Advertising would have us think that this role of mere selector is a luxurious one, and that we should go ahead and indulge ourselves (and in the process keep spewing money). But from inside the amoeba it feels debilitating. No one wants to be a mere taker. Such qualities as initiative, creativity, originality, and courage are necessary for a person to feel that their life has meaning — that they are truly alive. And since nobody has yet figured out how to make you pay for doing those things, these qualities are not much emphasized. Yet that is what I want for Hannah, dozing now serene in the midst of these battering enticements.

Creeping consumerism is numbing, hypnotizing, and instills the illusion that we are what we buy; our meaning is determined by which logos we wear, by whether we have the simulated leather or the simulated wood detailing. But there are entirely different bases on which to evaluate life, like our relationships to those around us, to the beauty of this world, and to God. How to break free?

Well, we can shake up our perspective and avoid hypnosis by staying alert to the transience of all this, and staying aware of how long and varied human history has been. We can resist creeping intoxication by keeping one foot in eternity, in prayer. We can take practical steps: study the cultures of previous generations, develop forgotten hand-skills, read older books, even watch older movies. The simple act of shopping second-hand is a kind of consumer’s pocket veto. We should also cultivate amused skepticism about advertising, and teach this wariness to our kids, just as a previous generation taught kids to watch out for snakes.

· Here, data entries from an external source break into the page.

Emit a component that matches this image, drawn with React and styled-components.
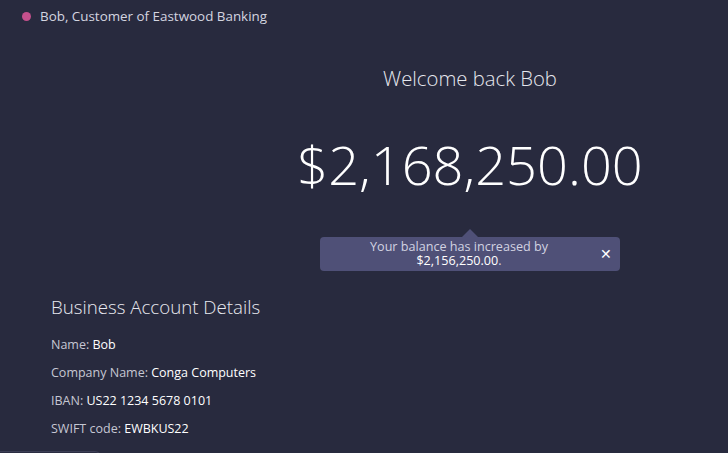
import styled, { createGlobalStyle } from 'styled-components';

const Global = createGlobalStyle`
  html, body {
    margin: 0;
    background: #282a3e;
    font-family: 'Open Sans', 'Liberation Sans', sans-serif;
    color: #fff;
  }
`;

const Page = styled.div`
  width: 728px;
  height: 453px;
  overflow: hidden;
  background: #282a3e;
`;

const TopBar = styled.div`
  display: flex;
  align-items: center;
  gap: 9px;
  height: 32px;
  padding-left: 22px;
  font-size: 13.4px;
  color: #d4d5e0;
`;

const Dot = styled.span`
  width: 9px;
  height: 9px;
  border-radius: 50%;
  background: #c4508c;
`;

const Hero = styled.section`
  display: grid;
  grid-template-columns: 212px 1fr;
`;

const Center = styled.div`
  grid-column: 2;
  display: flex;
  flex-direction: column;
  align-items: center;
`;

const Welcome = styled.h2`
  margin: 32px 0 0;
  font-weight: 300;
  font-size: 20.3px;
  line-height: 28px;
  color: #e6e7ee;
`;

const Balance = styled.div`
  margin-top: 42px;
  font-weight: 300;
  font-size: 54.2px;
  line-height: 60px;
`;

const Toast = styled.div`
  position: relative;
  margin-top: 43px;
  width: 300px;
  box-sizing: border-box;
  padding: 3px 30px 3px 8px;
  background: #4f5077;
  border-radius: 4px;
  text-align: center;
  font-size: 12.6px;
  line-height: 14px;
  color: #d2d3e2;

  &::before {
    content: '';
    position: absolute;
    left: 50%;
    top: -8px;
    margin-left: -8px;
    border: 8px solid transparent;
    border-top: 0;
    border-bottom-color: #4f5077;
  }

  b {
    font-weight: 400;
    color: #fff;
  }
`;

const Close = styled.span`
  position: absolute;
  right: 8px;
  top: 50%;
  transform: translateY(-50%);
  font-size: 14px;
  color: #fff;
`;

const Details = styled.section`
  padding: 23px 0 0 51px;
`;

const Heading = styled.h3`
  margin: 0 0 11px;
  font-weight: 300;
  font-size: 18.7px;
  line-height: 26px;
  color: #e8e9f0;
`;

const Row = styled.div`
  font-size: 12.5px;
  line-height: 28px;
  color: #c6c7d3;

  strong {
    font-weight: 500;
    color: #fff;
  }
`;

const Footer = styled.div`
  margin-top: 8px;
  width: 100px;
  height: 20px;
  border: 1px solid #3c3e55;
  border-left: 0;
  border-radius: 0 6px 0 0;
  background: #2b2d42;
`;

const rows = [
  ['Name', 'Bob'],
  ['Company Name', 'Conga Computers'],
  ['IBAN', 'US22 1234 5678 0101'],
  ['SWIFT code', 'EWBKUS22'],
];

const App = () => (
  <Page>
    <Global />
    <TopBar>
      <Dot />
      Bob, Customer of Eastwood Banking
    </TopBar>
    <Hero>
      <Center>
        <Welcome>Welcome back Bob</Welcome>
        <Balance>$2,168,250.00</Balance>
        <Toast>
          Your balance has increased by
          <br />
          <b>$2,156,250.00</b>.
          <Close>✕</Close>
        </Toast>
      </Center>
    </Hero>
    <Details>
      <Heading>Business Account Details</Heading>
      {rows.map(([label, value]) => (
        <Row key={label}>
          {label}: <strong>{value}</strong>
        </Row>
      ))}
    </Details>
    <Footer />
  </Page>
);

export default App;
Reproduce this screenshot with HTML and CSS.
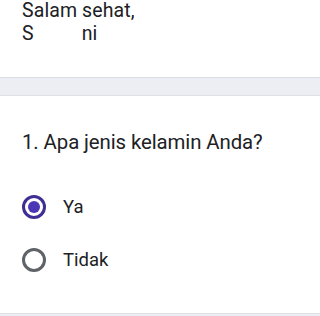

I saw something really chilling not long ago: a baby bib inscribed “Born to Shop.” What a grim label for a little girl to wear, a stigma of futility imposed from birth. Not my Hannah. We don’t yet know what she is born for, other than giving and receiving love. In the unfolding of that life, though, in the joys and achievements and struggles, it is my fervent hope that the huge roiling confusion of this mall will be merely a fleeting diversion.